■ **DATA SEGMENT**:

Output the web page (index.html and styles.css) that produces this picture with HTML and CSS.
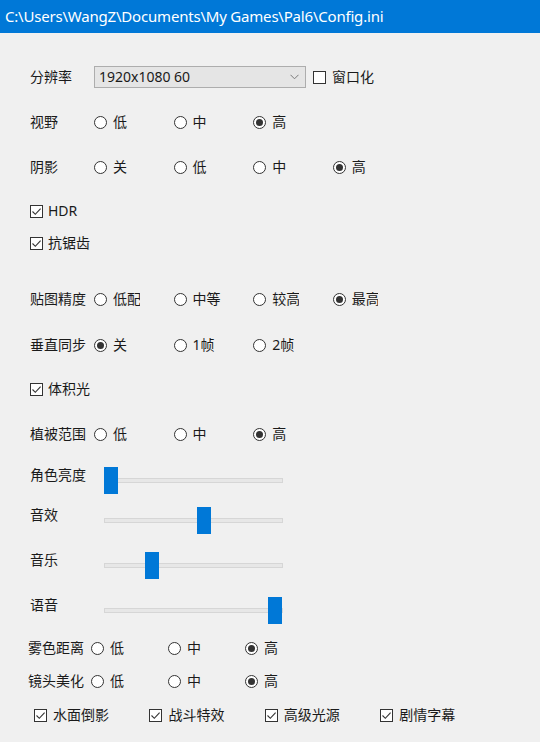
FILE: index.html
```html
<!DOCTYPE html>
<html lang="zh-CN">
<head>
<meta charset="utf-8">
<title>Config</title>
<link rel="stylesheet" href="styles.css">
</head>
<body>
<div class="window">
  <div class="titlebar">C:\Users\WangZ\Documents\My Games\Pal6\Config.ini</div>
  <div class="content">

    <div class="row">
      <span class="label">分辨率</span>
      <div class="select">
        <span class="select-text">1920x1080 60</span>
        <svg class="chevron" width="9" height="6" viewBox="0 0 9 6"><polyline points="0.5,0.8 4.5,4.8 8.5,0.8" fill="none" stroke="#7a7a7a" stroke-width="1"/></svg>
      </div>
      <label class="check check-win"><span class="box"></span>窗口化</label>
    </div>

    <div class="row mt21">
      <span class="label">视野</span>
      <span class="opt"><span class="radio"></span>低</span>
      <span class="opt"><span class="radio"></span>中</span>
      <span class="opt"><span class="radio on"></span>高</span>
    </div>

    <div class="row mt21">
      <span class="label">阴影</span>
      <span class="opt"><span class="radio"></span>关</span>
      <span class="opt"><span class="radio"></span>低</span>
      <span class="opt"><span class="radio"></span>中</span>
      <span class="opt"><span class="radio on"></span>高</span>
    </div>

    <div class="row mt20">
      <label class="check"><span class="box on"><svg width="11" height="11" viewBox="0 0 11 11"><polyline points="1.5,5.5 4.3,8.3 9.6,2.6" fill="none" stroke="#333" stroke-width="1.1"/></svg></span>HDR</label>
    </div>

    <div class="row mt8">
      <label class="check"><span class="box on"><svg width="11" height="11" viewBox="0 0 11 11"><polyline points="1.5,5.5 4.3,8.3 9.6,2.6" fill="none" stroke="#333" stroke-width="1.1"/></svg></span>抗锯齿</label>
    </div>

    <div class="row mt32">
      <span class="label">贴图精度</span>
      <span class="opt"><span class="radio"></span><span class="clip">低配</span></span>
      <span class="opt"><span class="radio"></span>中等</span>
      <span class="opt"><span class="radio"></span><span class="clip">较高</span></span>
      <span class="opt"><span class="radio on"></span><span class="clip">最高</span></span>
    </div>

    <div class="row mt22">
      <span class="label">垂直同步</span>
      <span class="opt"><span class="radio on"></span>关</span>
      <span class="opt"><span class="radio"></span>1帧</span>
      <span class="opt"><span class="radio"></span>2帧</span>
    </div>

    <div class="row mt20">
      <label class="check"><span class="box on"><svg width="11" height="11" viewBox="0 0 11 11"><polyline points="1.5,5.5 4.3,8.3 9.6,2.6" fill="none" stroke="#333" stroke-width="1.1"/></svg></span>体积光</label>
    </div>

    <div class="row mt21">
      <span class="label">植被范围</span>
      <span class="opt"><span class="radio"></span>低</span>
      <span class="opt"><span class="radio"></span>中</span>
      <span class="opt"><span class="radio on"></span>高</span>
    </div>

    <div class="srow mt21">
      <span class="slabel">角色亮度</span>
      <div class="slider"><div class="track"></div><div class="thumb" style="left:0px"></div></div>
    </div>

    <div class="srow mt13">
      <span class="slabel">音效</span>
      <div class="slider"><div class="track"></div><div class="thumb" style="left:93px"></div></div>
    </div>

    <div class="srow mt18">
      <span class="slabel">音乐</span>
      <div class="slider"><div class="track"></div><div class="thumb" style="left:41px"></div></div>
    </div>

    <div class="srow mt18">
      <span class="slabel">语音</span>
      <div class="slider"><div class="track"></div><div class="thumb" style="left:164px"></div></div>
    </div>

    <div class="row row-low mt12">
      <span class="label label-low">雾色距离</span>
      <span class="opt opt-low"><span class="radio"></span>低</span>
      <span class="opt opt-low"><span class="radio"></span>中</span>
      <span class="opt opt-low"><span class="radio on"></span>高</span>
    </div>

    <div class="row row-low mt9">
      <span class="label label-low">镜头美化</span>
      <span class="opt opt-low"><span class="radio"></span>低</span>
      <span class="opt opt-low"><span class="radio"></span>中</span>
      <span class="opt opt-low"><span class="radio on"></span>高</span>
    </div>

    <div class="row row-checks mt10">
      <label class="check check-wide"><span class="box on"><svg width="11" height="11" viewBox="0 0 11 11"><polyline points="1.5,5.5 4.3,8.3 9.6,2.6" fill="none" stroke="#333" stroke-width="1.1"/></svg></span>水面倒影</label>
      <label class="check check-wide"><span class="box on"><svg width="11" height="11" viewBox="0 0 11 11"><polyline points="1.5,5.5 4.3,8.3 9.6,2.6" fill="none" stroke="#333" stroke-width="1.1"/></svg></span>战斗特效</label>
      <label class="check check-wide"><span class="box on"><svg width="11" height="11" viewBox="0 0 11 11"><polyline points="1.5,5.5 4.3,8.3 9.6,2.6" fill="none" stroke="#333" stroke-width="1.1"/></svg></span>高级光源</label>
      <label class="check check-wide"><span class="box on"><svg width="11" height="11" viewBox="0 0 11 11"><polyline points="1.5,5.5 4.3,8.3 9.6,2.6" fill="none" stroke="#333" stroke-width="1.1"/></svg></span>剧情字幕</label>
    </div>

  </div>
</div>
</body>
</html>
```

FILE: styles.css
```css
html, body {
  margin: 0;
  padding: 0;
  background: #f0f0f0;
}

.window {
  width: 540px;
  height: 742px;
  overflow: hidden;
  background: #f0f0f0;
  font-family: "Noto Sans", "Noto Sans CJK SC", sans-serif;
  font-size: 14px;
  color: #1a1a1a;
}

.titlebar {
  height: 33px;
  background: #0078d7;
  color: #ffffff;
  font-size: 15px;
  line-height: 33px;
  padding-left: 5px;
  white-space: nowrap;
  letter-spacing: -0.2px;
}

.content {
  padding: 32px 0 0 30px;
}

.row {
  display: flex;
  align-items: center;
  height: 24px;
  line-height: 20px;
}

.mt8 { margin-top: 8px; }
.mt9 { margin-top: 9px; }
.mt10 { margin-top: 10px; }
.mt12 { margin-top: 12px; }
.mt13 { margin-top: 13px; }
.mt18 { margin-top: 18px; }
.mt20 { margin-top: 20px; }
.mt21 { margin-top: 21px; }
.mt22 { margin-top: 22px; }
.mt32 { margin-top: 32px; }

.label {
  width: 64px;
  flex: none;
  white-space: nowrap;
}

.select {
  width: 200px;
  height: 20px;
  border: 1px solid #adadad;
  background: #e5e5e5;
  display: flex;
  align-items: center;
  justify-content: space-between;
  padding: 0 6px 0 4px;
  box-sizing: content-box;
  margin-right: 7px;
}

.select-text {
  font-size: 14px;
}

.chevron {
  display: block;
}

.opt {
  width: 79.6px;
  flex: none;
  display: flex;
  align-items: center;
  white-space: nowrap;
}

.radio {
  width: 13px;
  height: 13px;
  box-sizing: border-box;
  border: 1px solid #333333;
  border-radius: 50%;
  background: #ffffff;
  margin-right: 6px;
  display: flex;
  align-items: center;
  justify-content: center;
  flex: none;
}

.radio.on::after {
  content: "";
  width: 7px;
  height: 7px;
  border-radius: 50%;
  background: #333333;
}

.clip {
  display: inline-block;
  width: 26.5px;
  overflow: hidden;
  white-space: nowrap;
}

.check {
  display: flex;
  align-items: center;
  white-space: nowrap;
}

.box {
  width: 13px;
  height: 13px;
  box-sizing: border-box;
  border: 1px solid #333333;
  background: #ffffff;
  margin-right: 5px;
  flex: none;
  display: flex;
  align-items: center;
  justify-content: center;
}

.box svg {
  display: block;
}

.check-win .box {
  margin-right: 6px;
}

.srow {
  display: flex;
  align-items: flex-start;
  height: 27px;
}

.slabel {
  width: 74px;
  flex: none;
  line-height: 16px;
  white-space: nowrap;
}

.slider {
  position: relative;
  width: 179px;
  height: 27px;
  display: flex;
  align-items: center;
}

.track {
  width: 100%;
  height: 5px;
  box-sizing: border-box;
  background: #e7e7e7;
  border: 1px solid #d6d6d6;
}

.thumb {
  position: absolute;
  top: 0;
  width: 14px;
  height: 27px;
  background: #0078d7;
}

.row-low {
  margin-left: -2px;
}

.label-low {
  width: 63px;
}

.opt-low {
  width: 77px;
}

.row-checks {
  margin-left: 4px;
}

.check-wide {
  width: 115.4px;
  flex: none;
}

.check-wide .box {
  margin-right: 6px;
}
```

■ **WHAT YOU NEED TO DO**: Determine the number of lines where the string "styles" occurs, and give that number only.

■ **SOLVED PROBLEM**: 3